§ **Exercise**: Take each line containing the word "styles" and copy it.

— START —

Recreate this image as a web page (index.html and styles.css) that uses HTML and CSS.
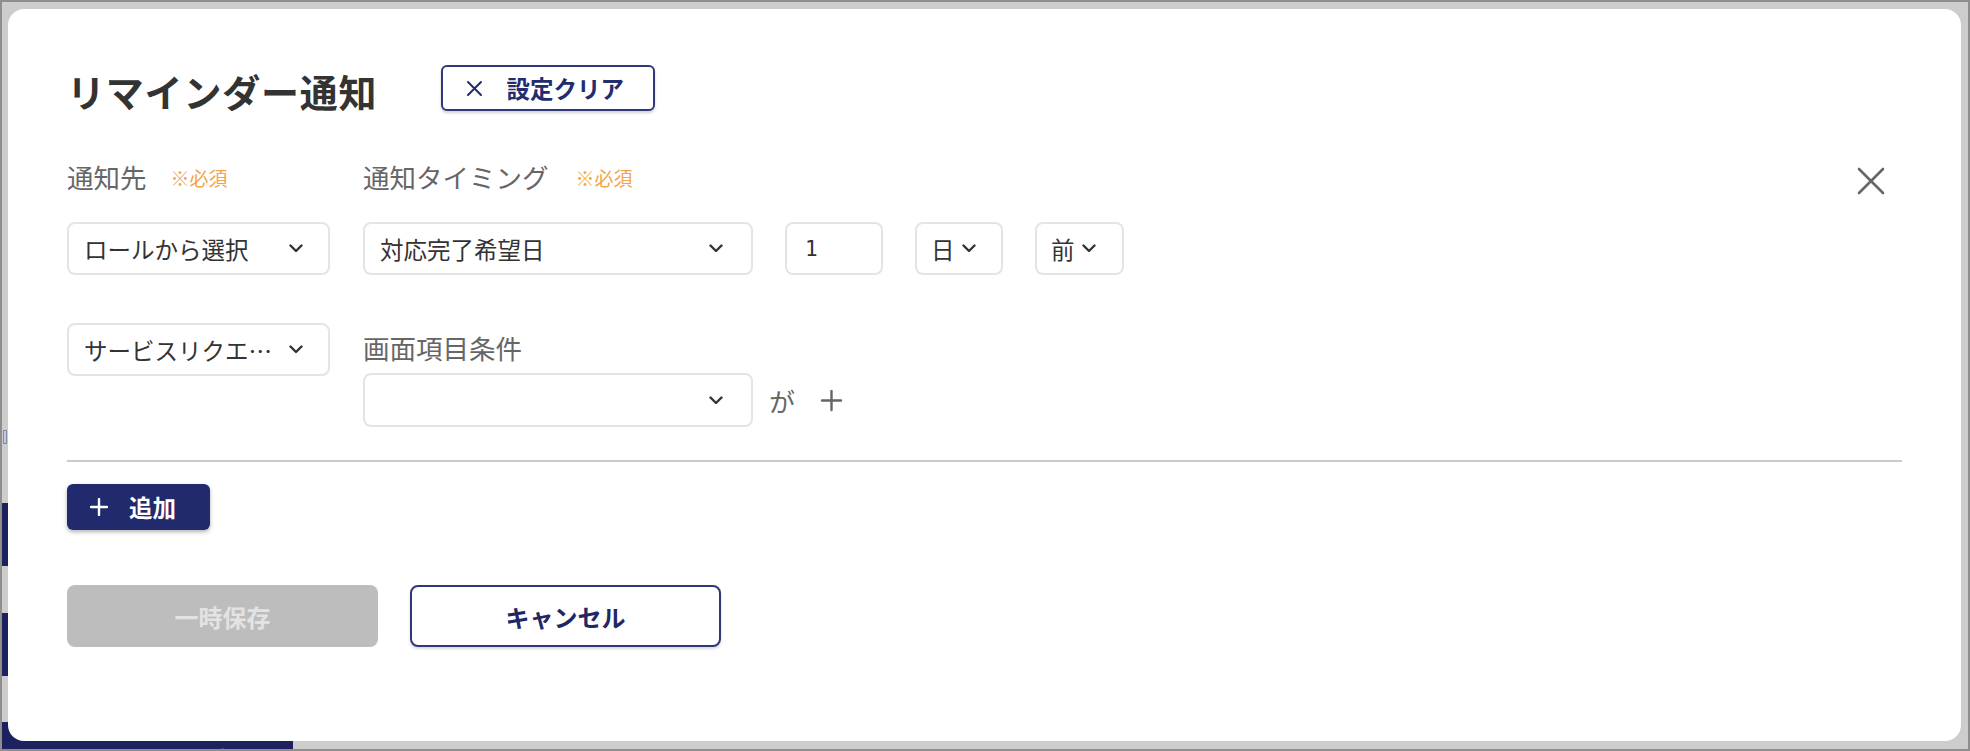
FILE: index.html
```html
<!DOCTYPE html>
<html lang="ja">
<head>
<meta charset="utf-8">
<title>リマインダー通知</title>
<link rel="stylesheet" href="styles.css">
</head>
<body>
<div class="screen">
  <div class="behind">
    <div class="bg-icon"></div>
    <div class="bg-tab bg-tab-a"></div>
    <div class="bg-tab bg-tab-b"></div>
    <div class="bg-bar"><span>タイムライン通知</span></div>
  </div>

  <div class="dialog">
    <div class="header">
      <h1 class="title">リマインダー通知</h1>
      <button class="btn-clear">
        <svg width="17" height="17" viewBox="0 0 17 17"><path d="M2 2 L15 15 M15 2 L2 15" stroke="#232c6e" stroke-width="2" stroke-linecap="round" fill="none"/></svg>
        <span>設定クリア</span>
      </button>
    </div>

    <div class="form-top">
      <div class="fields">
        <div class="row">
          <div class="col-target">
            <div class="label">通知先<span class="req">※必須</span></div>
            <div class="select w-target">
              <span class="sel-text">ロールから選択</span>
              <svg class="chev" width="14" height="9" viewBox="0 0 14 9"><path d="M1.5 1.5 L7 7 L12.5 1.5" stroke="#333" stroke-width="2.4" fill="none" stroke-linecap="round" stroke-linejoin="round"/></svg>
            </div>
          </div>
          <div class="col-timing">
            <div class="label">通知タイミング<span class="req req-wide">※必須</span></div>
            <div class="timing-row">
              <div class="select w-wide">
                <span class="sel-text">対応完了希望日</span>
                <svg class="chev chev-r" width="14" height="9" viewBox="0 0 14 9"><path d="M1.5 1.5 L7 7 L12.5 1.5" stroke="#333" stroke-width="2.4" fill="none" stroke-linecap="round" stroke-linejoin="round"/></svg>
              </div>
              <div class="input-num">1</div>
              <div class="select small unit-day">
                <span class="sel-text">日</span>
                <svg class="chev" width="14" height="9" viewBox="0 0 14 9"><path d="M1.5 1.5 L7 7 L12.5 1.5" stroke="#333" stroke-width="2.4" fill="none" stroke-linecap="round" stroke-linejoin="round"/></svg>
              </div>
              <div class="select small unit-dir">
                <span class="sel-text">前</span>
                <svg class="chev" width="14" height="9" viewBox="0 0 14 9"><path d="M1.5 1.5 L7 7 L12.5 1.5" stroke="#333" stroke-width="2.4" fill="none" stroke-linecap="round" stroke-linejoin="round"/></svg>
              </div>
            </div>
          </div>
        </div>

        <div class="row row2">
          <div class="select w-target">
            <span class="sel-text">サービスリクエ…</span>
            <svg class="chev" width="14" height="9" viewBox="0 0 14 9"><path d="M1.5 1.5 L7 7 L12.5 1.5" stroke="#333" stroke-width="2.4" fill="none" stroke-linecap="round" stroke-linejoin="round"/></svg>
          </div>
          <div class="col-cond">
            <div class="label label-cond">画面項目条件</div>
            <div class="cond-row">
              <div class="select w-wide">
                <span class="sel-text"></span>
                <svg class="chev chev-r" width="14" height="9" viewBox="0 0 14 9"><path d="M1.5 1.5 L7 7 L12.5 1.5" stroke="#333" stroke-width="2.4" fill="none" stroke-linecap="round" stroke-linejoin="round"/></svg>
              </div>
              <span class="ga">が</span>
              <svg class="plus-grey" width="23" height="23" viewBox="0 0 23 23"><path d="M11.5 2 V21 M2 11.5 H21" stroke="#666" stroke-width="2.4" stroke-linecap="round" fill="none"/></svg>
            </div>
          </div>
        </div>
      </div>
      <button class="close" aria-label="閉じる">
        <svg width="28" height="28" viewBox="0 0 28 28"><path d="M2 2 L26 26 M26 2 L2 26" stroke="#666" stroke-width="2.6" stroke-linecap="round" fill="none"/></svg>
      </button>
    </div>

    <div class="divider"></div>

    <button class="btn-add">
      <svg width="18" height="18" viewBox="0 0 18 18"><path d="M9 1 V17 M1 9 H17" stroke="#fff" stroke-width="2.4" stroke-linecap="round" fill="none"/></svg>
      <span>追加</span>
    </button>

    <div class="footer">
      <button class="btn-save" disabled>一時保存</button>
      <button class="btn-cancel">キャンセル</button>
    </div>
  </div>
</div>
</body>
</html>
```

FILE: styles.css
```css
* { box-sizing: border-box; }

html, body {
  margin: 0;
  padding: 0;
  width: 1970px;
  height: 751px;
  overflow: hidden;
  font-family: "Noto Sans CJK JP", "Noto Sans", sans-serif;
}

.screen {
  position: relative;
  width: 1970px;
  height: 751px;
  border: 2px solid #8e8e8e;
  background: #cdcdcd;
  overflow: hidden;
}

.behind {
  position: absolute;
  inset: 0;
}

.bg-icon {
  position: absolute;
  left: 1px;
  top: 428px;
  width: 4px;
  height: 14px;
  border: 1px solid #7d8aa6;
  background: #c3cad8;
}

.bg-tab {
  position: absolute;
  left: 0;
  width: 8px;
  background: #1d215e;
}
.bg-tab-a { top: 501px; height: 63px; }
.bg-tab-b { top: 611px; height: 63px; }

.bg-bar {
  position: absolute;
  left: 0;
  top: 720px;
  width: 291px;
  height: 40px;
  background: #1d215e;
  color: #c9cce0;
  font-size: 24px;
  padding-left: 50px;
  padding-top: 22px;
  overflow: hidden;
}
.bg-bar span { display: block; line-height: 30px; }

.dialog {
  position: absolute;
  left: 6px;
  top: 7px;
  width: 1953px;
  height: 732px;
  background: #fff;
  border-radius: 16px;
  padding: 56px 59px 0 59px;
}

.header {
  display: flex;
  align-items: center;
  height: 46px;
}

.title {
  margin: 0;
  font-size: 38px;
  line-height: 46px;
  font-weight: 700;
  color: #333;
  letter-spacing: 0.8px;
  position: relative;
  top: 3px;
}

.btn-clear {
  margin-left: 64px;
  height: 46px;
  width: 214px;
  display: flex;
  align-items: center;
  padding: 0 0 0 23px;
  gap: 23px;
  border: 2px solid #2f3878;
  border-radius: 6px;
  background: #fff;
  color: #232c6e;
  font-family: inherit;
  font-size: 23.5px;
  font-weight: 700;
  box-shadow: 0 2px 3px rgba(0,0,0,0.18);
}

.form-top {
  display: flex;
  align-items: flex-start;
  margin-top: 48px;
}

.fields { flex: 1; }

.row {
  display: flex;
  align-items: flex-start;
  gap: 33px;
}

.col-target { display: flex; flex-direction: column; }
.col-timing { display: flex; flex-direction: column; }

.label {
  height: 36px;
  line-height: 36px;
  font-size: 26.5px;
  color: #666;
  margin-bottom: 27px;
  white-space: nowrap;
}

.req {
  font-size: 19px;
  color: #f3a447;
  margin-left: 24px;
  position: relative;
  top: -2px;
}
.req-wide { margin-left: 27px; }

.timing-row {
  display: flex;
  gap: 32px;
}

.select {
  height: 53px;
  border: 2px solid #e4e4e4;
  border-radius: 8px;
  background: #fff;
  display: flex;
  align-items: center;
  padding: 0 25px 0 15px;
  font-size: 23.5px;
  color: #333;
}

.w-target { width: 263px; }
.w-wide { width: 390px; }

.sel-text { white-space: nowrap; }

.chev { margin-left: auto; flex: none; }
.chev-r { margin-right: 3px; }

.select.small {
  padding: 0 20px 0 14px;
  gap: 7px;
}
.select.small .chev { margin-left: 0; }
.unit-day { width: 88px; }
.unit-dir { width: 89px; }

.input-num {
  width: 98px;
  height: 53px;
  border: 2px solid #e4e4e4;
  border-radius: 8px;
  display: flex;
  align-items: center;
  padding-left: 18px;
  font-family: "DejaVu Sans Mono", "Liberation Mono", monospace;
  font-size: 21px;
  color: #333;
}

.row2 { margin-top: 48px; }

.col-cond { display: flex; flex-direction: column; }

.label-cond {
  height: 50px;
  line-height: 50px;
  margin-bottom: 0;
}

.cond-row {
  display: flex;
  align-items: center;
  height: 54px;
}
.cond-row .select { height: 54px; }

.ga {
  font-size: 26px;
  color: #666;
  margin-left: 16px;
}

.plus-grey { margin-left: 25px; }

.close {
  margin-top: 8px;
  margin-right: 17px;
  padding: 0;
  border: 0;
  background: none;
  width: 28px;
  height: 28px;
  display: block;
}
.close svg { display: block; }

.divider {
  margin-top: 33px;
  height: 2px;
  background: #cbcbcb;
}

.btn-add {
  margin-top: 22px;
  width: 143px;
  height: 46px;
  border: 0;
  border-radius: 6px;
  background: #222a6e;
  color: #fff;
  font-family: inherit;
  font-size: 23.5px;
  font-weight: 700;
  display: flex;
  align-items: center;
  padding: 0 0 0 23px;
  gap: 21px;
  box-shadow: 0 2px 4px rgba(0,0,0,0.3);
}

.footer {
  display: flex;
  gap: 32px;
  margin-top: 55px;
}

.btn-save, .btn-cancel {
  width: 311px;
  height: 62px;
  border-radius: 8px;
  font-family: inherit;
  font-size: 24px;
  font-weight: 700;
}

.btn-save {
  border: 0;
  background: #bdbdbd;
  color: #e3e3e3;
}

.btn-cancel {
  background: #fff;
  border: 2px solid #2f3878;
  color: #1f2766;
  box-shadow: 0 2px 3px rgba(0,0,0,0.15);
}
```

— END —

§ **The reply**:
Recreate this image as a web page (index.html and styles.css) that uses HTML and CSS.
<link rel="stylesheet" href="styles.css">
FILE: styles.css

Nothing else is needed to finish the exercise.